— begin Supplied data —
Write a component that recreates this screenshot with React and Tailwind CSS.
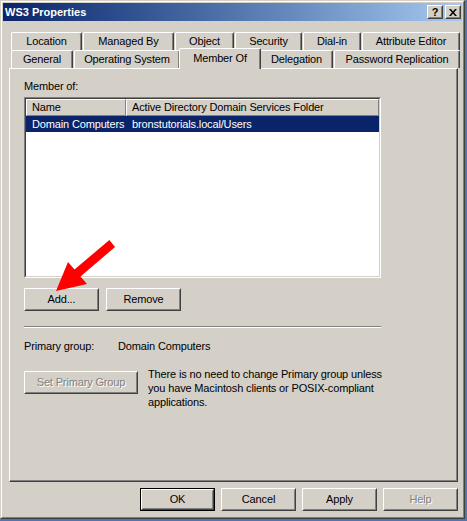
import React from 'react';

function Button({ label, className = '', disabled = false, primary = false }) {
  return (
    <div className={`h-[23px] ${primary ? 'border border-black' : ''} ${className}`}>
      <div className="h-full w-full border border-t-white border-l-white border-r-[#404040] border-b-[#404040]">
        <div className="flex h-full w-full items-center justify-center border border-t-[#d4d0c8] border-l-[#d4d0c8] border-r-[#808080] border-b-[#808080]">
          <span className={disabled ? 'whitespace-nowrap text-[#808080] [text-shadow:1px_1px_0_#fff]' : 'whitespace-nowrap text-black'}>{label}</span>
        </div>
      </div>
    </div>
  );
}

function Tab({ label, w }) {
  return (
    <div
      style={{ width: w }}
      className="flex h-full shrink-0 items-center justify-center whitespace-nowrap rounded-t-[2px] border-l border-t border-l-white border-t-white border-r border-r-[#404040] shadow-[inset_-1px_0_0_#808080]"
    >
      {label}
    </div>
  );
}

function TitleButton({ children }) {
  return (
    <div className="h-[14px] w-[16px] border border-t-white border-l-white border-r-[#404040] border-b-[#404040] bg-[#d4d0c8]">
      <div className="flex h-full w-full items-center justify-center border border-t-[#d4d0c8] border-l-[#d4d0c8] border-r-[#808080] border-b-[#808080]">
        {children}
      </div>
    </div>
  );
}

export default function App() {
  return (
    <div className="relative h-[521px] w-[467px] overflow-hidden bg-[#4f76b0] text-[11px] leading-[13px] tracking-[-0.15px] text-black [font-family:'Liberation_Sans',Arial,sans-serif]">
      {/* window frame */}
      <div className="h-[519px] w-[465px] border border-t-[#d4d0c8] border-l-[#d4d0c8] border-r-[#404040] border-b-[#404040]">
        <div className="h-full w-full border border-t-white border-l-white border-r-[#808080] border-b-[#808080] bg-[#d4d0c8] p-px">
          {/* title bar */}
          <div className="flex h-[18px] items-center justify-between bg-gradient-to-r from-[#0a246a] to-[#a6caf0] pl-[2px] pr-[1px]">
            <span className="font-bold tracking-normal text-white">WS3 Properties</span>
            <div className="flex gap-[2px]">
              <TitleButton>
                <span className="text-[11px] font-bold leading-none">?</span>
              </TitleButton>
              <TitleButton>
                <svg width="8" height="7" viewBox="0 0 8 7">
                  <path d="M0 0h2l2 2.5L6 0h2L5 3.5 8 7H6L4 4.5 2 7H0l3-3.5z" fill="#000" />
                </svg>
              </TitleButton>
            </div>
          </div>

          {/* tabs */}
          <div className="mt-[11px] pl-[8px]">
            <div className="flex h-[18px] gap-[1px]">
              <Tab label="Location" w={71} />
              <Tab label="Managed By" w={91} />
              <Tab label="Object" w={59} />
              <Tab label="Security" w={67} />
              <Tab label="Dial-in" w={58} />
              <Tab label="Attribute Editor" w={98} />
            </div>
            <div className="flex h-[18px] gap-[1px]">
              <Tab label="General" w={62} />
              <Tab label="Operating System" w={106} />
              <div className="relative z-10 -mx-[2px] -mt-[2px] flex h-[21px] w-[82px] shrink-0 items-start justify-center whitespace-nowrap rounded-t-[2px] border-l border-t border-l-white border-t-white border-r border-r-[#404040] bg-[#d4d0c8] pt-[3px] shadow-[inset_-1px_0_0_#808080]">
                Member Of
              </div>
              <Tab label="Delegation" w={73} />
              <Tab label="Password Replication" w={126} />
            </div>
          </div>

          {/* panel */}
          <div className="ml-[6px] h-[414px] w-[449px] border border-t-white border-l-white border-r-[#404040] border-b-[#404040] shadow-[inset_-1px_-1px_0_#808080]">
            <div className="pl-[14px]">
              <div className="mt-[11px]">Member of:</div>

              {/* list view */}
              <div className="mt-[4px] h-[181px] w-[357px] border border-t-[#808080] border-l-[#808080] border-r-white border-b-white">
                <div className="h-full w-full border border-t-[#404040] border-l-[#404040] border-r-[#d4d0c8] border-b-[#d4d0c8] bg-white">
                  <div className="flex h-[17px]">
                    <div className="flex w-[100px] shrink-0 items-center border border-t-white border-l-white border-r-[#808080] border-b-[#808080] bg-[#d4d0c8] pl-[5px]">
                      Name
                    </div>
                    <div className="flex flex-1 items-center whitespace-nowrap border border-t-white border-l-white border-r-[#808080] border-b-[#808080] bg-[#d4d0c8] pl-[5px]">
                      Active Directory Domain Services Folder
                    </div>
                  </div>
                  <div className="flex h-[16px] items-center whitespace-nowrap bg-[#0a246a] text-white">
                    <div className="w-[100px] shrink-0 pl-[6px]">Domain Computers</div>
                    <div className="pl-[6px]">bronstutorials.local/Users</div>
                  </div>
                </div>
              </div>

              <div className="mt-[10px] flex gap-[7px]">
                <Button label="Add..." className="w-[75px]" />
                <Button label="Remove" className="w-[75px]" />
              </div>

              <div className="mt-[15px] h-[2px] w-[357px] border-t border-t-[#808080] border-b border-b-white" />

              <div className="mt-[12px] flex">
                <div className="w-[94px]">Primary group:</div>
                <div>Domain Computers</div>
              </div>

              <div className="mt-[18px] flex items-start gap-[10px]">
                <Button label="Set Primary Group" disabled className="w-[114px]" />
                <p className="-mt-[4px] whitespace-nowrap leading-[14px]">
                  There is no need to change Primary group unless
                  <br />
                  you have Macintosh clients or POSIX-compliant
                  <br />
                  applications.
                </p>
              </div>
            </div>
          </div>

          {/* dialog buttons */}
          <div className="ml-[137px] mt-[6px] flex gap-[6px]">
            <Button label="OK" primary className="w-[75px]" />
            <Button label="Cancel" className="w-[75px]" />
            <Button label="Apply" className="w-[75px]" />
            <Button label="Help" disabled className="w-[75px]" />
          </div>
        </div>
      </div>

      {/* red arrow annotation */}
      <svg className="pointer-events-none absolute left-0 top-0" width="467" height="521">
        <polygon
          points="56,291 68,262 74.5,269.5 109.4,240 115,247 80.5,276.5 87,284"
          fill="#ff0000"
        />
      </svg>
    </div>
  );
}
— end Supplied data —
Your objective:
Only the lines from the start of the material through the line containing "import React from 'react';" should be transcribed. Pictures stay out.

In response:
Write a component that recreates this screenshot with React and Tailwind CSS.
import React from 'react';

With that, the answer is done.